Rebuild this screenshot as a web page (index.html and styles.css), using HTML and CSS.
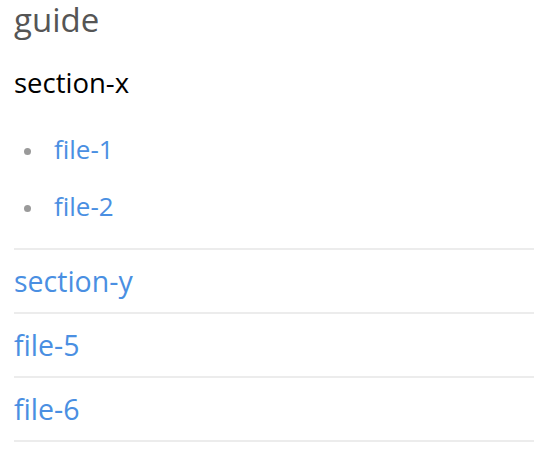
FILE: index.html
```html
<!DOCTYPE html>
<html>
<head>
<meta charset="utf-8">
<link rel="stylesheet" href="styles.css">
</head>
<body>
<nav class="toc">
  <h1 class="toc-title">guide</h1>
  <div class="group">
    <div class="group-title">section-x</div>
    <ul class="file-list">
      <li><a href="#">file-1</a></li>
      <li><a href="#">file-2</a></li>
    </ul>
  </div>
  <div class="row"><a href="#">section-y</a></div>
  <div class="row"><a href="#">file-5</a></div>
  <div class="row"><a href="#">file-6</a></div>
</nav>
</body>
</html>
```
FILE: styles.css
```css
html, body {
  margin: 0;
  padding: 0;
  background: #fff;
}
body {
  font-family: "Open Sans", "Noto Sans", sans-serif;
}
.toc {
  width: 520px;
  padding: 0 14px;
}
.toc-title {
  margin: 0;
  font-size: 33px;
  font-weight: 400;
  color: #555;
  line-height: 40px;
}
.group {
  border-bottom: 2px solid #ececec;
  padding-bottom: 13px;
}
.group-title {
  font-size: 27.5px;
  color: #000;
  line-height: 40px;
  padding-top: 23px;
}
.file-list {
  list-style: none;
  margin: 0;
  padding: 18px 0 0 40px;
}
.file-list li {
  font-size: 26px;
  line-height: 57px;
}
.file-list li::before {
  content: "";
  display: inline-block;
  width: 7px;
  height: 7px;
  border-radius: 50%;
  background: #9a9a9a;
  margin: 0 23px 0 -30px;
  vertical-align: 4.5px;
}
a {
  color: #4a8fe2;
  text-decoration: none;
}
.row {
  height: 51px;
  padding-top: 11px;
  border-bottom: 2px solid #ececec;
  font-size: 28.5px;
  line-height: 40px;
}
```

________________________

OBJECTIVE: Work out how many lines above have the string "index" in them, and give only the number.

SOLUTION TO THIS TASK: 2